Tech

This miniature version of Starry Night was made with a “laser paintbrush”

Blurring the lines between science and art: researchers used a “laser paintbrush” to create art on metallic canvases.

Researchers at ITMO University in Russia have created a “laser paintbrush” capable of creating localized color on a metallic canvas, using their method to create miniaturized replicas of various works of art—including Vincent van Gogh’s The Starry Night. Their technique even makes it possible to change or erase or rewrite the colors several times. They described their work in a new paper published in the journal Optica.

Traditional paints get their colors from various pigments (often derived from minerals), but there are many examples of structural color in nature, like the bright colors in butterfly wings. As we’ve reported previously, those colors don’t come from pigment molecules but from how the wings are structured. The scales of chitin (a polysaccharide common to insects) are arranged like roof tiles. Essentially, they form a diffraction grating, except these naturally occurring photonic crystals only produce certain colors, or wavelengths, of light, while a diffraction grating will produce the entire spectrum, much like a prism. Alter the structure by changing the size of the tiles, and the crystals become sensitive to a different wavelength. And the perception of color doesn’t depend on the viewing angle.

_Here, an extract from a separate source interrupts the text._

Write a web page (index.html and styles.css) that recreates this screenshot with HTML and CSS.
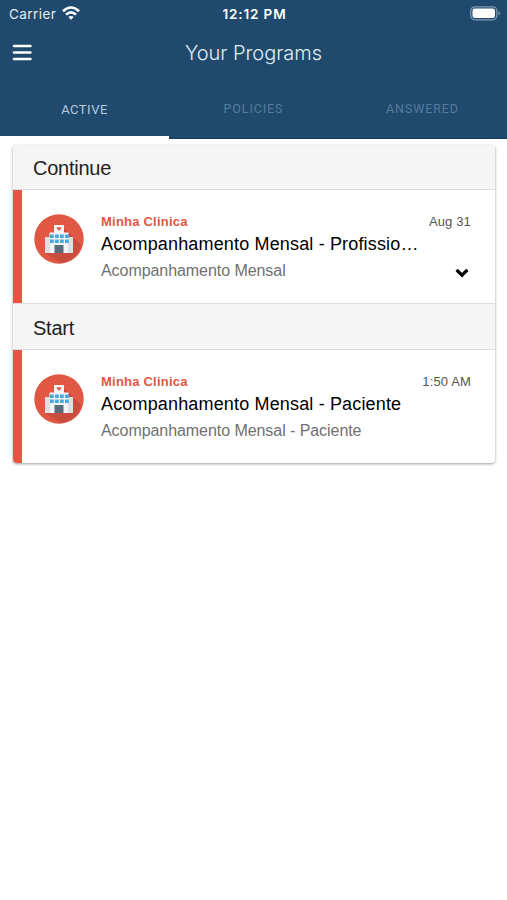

Manmade “nanopillars” can also be used to generate structural colors, for instance, by illuminating nanopillar arrays with white light to produce specific colors (red, blue, and green light), simply by varying the sizes (widths) of the nanopillars. In fact, last year, scientists at the National Institute of Science and Technology (NIST) used millions of nanopillars in an array to control both the color and intensity of incident light, projecting a faithful reproduction of Johannes Vermeer’s Girl With a Pearl Earring as proof of concept.